GOAL ▸
Exactly as written, quote every line that follows, skipping the images.

---------------

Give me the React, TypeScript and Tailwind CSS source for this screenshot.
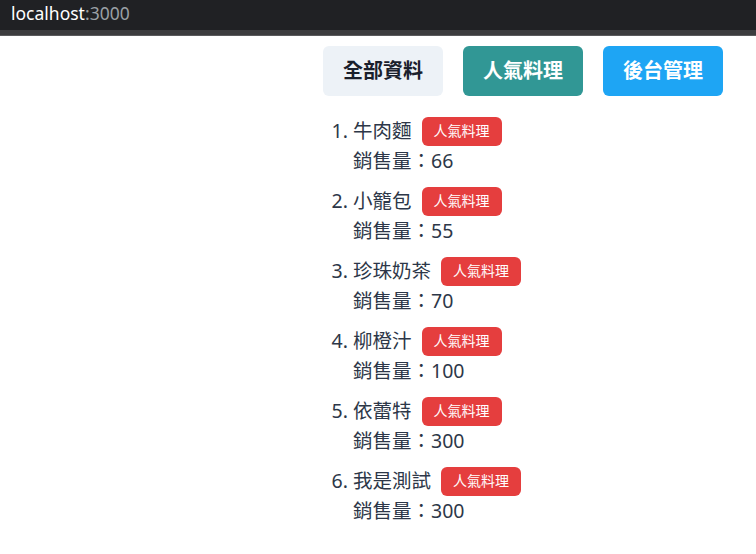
import React from "react";

const items = [
  { name: "牛肉麵", sales: 66 },
  { name: "小籠包", sales: 55 },
  { name: "珍珠奶茶", sales: 70 },
  { name: "柳橙汁", sales: 100 },
  { name: "依蕾特", sales: 300 },
  { name: "我是測試", sales: 300 },
];

export default function App() {
  return (
    <div className="min-h-[554px] bg-white" style={{ fontFamily: '"Noto Sans", "Noto Sans CJK TC", sans-serif' }}>
      <div className="h-[30px] bg-[#202124] flex items-center pl-[11px] text-[17.5px] leading-none pb-[2px]">
        <span className="text-white">localhost</span>
        <span className="text-[#9aa0a6]">:3000</span>
      </div>
      <div className="h-[5px] bg-[#3c3c3e]" />
      <div className="h-[1px] bg-[#5a5a5c]" />
      <div className="ml-[323px] w-[400px] pt-[10px]">
        <div className="flex gap-[20px]">
          <button className="w-[120px] h-[50px] rounded-[6px] bg-[#edf2f7] text-[#1a202c] font-bold text-[20px]">全部資料</button>
          <button className="w-[120px] h-[50px] rounded-[6px] bg-[#319795] text-white font-bold text-[20px]">人氣料理</button>
          <button className="w-[120px] h-[50px] rounded-[6px] bg-[#1ea5f4] text-white font-bold text-[20px]">後台管理</button>
        </div>
        <ol className="list-decimal pl-[30px] mt-[20px] text-[#2d3748] text-[19.5px]">
          {items.map((it) => (
            <li key={it.name} className="mb-[10px] leading-[30px]">
              <div className="inline-flex items-center h-[30px]">
                <span>{it.name}</span>
                <span className="ml-[10px] inline-flex items-center justify-center h-[29px] px-[12px] rounded-[6px] bg-[#e53e3e] text-white text-[14px]">人氣料理</span>
              </div>
              <div className="leading-[30px]">銷售量：{it.sales}</div>
            </li>
          ))}
        </ol>
      </div>
    </div>
  );
}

---------------

RESULT FOR THIS EXERCISE ▸
Give me the React, TypeScript and Tailwind CSS source for this screenshot.
import React from "react";

const items = [
  { name: "牛肉麵", sales: 66 },
  { name: "小籠包", sales: 55 },
  { name: "珍珠奶茶", sales: 70 },
  { name: "柳橙汁", sales: 100 },
  { name: "依蕾特", sales: 300 },
  { name: "我是測試", sales: 300 },
];

export default function App() {
  return (
    <div className="min-h-[554px] bg-white" style={{ fontFamily: '"Noto Sans", "Noto Sans CJK TC", sans-serif' }}>
      <div className="h-[30px] bg-[#202124] flex items-center pl-[11px] text-[17.5px] leading-none pb-[2px]">
        <span className="text-white">localhost</span>
        <span className="text-[#9aa0a6]">:3000</span>
      </div>
      <div className="h-[5px] bg-[#3c3c3e]" />
      <div className="h-[1px] bg-[#5a5a5c]" />
      <div className="ml-[323px] w-[400px] pt-[10px]">
        <div className="flex gap-[20px]">
          <button className="w-[120px] h-[50px] rounded-[6px] bg-[#edf2f7] text-[#1a202c] font-bold text-[20px]">全部資料</button>
          <button className="w-[120px] h-[50px] rounded-[6px] bg-[#319795] text-white font-bold text-[20px]">人氣料理</button>
          <button className="w-[120px] h-[50px] rounded-[6px] bg-[#1ea5f4] text-white font-bold text-[20px]">後台管理</button>
        </div>
        <ol className="list-decimal pl-[30px] mt-[20px] text-[#2d3748] text-[19.5px]">
          {items.map((it) => (
            <li key={it.name} className="mb-[10px] leading-[30px]">
              <div className="inline-flex items-center h-[30px]">
                <span>{it.name}</span>
                <span className="ml-[10px] inline-flex items-center justify-center h-[29px] px-[12px] rounded-[6px] bg-[#e53e3e] text-white text-[14px]">人氣料理</span>
              </div>
              <div className="leading-[30px]">銷售量：{it.sales}</div>
            </li>
          ))}
        </ol>
      </div>
    </div>
  );
}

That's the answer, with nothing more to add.